Nissan Qashqai, 2022, side

A GLIMMER of hope for new car sales came in November with the number of registrations growing for the fourth month running - up to 142,889 units.

That was the best total for November since 2019,with auto manufacturers continuing efforts to fulfil orders amid erratic global components supply.

However, registrations in the month were still 8.8 per cent below 2019 levels and, while further recovery is anticipated in 2023, global and domestic economic challenges mean that the market will remain below pre-pandemic levels.

According to the Society of Motor Manufacturers and Traders, registrations by large fleets energised the market, up 45.4 per cent compared with November last year.

Demand from private buyers also grew, albeit by a more modest 2.7 per cent. Business registrations more than doubled, meanwhile, up 112.2 per cent, but remain a small fraction of the overall market.

Zero emission vehicle uptake continued to grow, with newly registered battery electric vehicles (BEVs) up 35.2 per cent to represent more than one in five new cars - the largest monthly share of BEVs this year.

Conversely, plug-in hybrid registrations fell by 5.7 per cent, making up 7.1 cent of the market.As a result, some 39,558 new plug-ins were registered,representing more than one in four new cars joining UK roads in November.

Hybrid electric vehicles, meanwhile, rose by 66.9 per cent to 11.2 per cent of the market, driven particularly by fleet operators looking for flexibility and emissions reductions.

As growth returns to the new car market, the car sector is poised to deliver an additional £8 billion for the UK economy in 2023, with an anticipated 15.4 per cent market growth.

The UK automotive industry is making rapid strides to deliver on its net zero targets, and further acceleration requires forward-thinking planning and collaboration from all stakeholders, said the SMMT.

Mike Hawes, SMMT chief executive, said: "Recovery for Britain's new car market is back within our grasp, energised by electrified vehicles and the sector's resilience in the face of supply and economic challenges.

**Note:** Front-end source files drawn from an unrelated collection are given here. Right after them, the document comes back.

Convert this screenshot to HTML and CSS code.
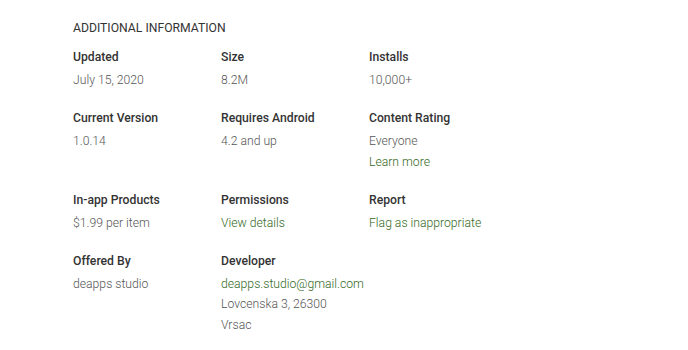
FILE: index.html
```html
<!DOCTYPE html>
<html lang="en">

<head>
    <meta charset="UTF-8">
    <meta name="viewport" content="width=device-width, initial-scale=1.0">
    <title>Additional Information</title>
    <link rel="stylesheet" href="styles.css">
</head>

<body>
    <div class="info">
        <h2>Additional Information</h2>

        <div class="grid">
            <div class="cell">
                <div class="label">Updated</div>
                <div class="value">July 15, 2020</div>
            </div>
            <div class="cell">
                <div class="label">Size</div>
                <div class="value">8.2M</div>
            </div>
            <div class="cell">
                <div class="label">Installs</div>
                <div class="value">10,000+</div>
            </div>

            <div class="cell">
                <div class="label">Current Version</div>
                <div class="value">1.0.14</div>
            </div>
            <div class="cell">
                <div class="label">Requires Android</div>
                <div class="value">4.2 and up</div>
            </div>
            <div class="cell">
                <div class="label">Content Rating</div>
                <div class="value">Everyone</div>
                <div class="value"><a href="#">Learn more</a></div>
            </div>

            <div class="cell">
                <div class="label">In-app Products</div>
                <div class="value">$1.99 per item</div>
            </div>
            <div class="cell">
                <div class="label">Permissions</div>
                <div class="value"><a href="#">View details</a></div>
            </div>
            <div class="cell">
                <div class="label">Report</div>
                <div class="value"><a href="#">Flag as inappropriate</a></div>
            </div>

            <div class="cell">
                <div class="label">Offered By</div>
                <div class="value">deapps studio</div>
            </div>
            <div class="cell">
                <div class="label">Developer</div>
                <div class="value"><a href="#">deapps.studio@gmail.com</a></div>
                <div class="value">Lovcenska 3, 26300</div>
                <div class="value">Vrsac</div>
            </div>
        </div>
    </div>
</body>

</html>
```

FILE: styles.css
```css
body {
    margin: 0;
    background-color: #fff;
    font-family: Roboto, Arial, sans-serif;
    font-size: 12.2px;
    color: #333;
}

.info {
    padding: 18px 0 0 73px;
}

.info h2 {
    margin: 0 0 9px 0;
    font-size: 12.2px;
    font-weight: 400;
    line-height: 20px;
    text-transform: uppercase;
    color: #333;
}

.grid {
    display: grid;
    grid-template-columns: repeat(3, 148px);
    row-gap: 17.5px;
}

.label {
    font-weight: 500;
    line-height: 20px;
    margin-bottom: 3px;
    color: #333;
}

.value {
    font-weight: 300;
    line-height: 20.5px;
    color: #555;
}

.value a {
    color: #33691e;
    text-decoration: none;
}
```
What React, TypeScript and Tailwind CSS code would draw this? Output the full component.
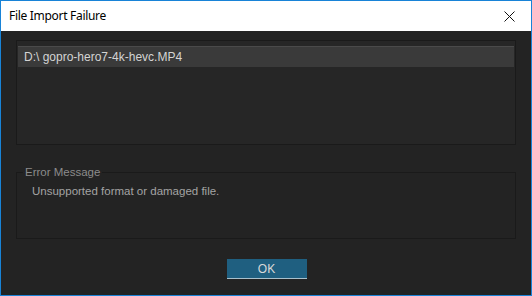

"As the sector looks to ensure that growth is sustainable for the long term, urgent measures are required - not least a fair approach to driving EV adoption that recognises these vehicles remain more expensive, and measures to compel investment in a charging network that is built ahead of need. By doing so we can encourage consumer appetite across the country and accelerate the UK's journey to net zero."

The best selling car in November was the Nissan Qashqai with 5,636 sold followed by the Tesla Model Y at 4,229 and the MINI at 3,312.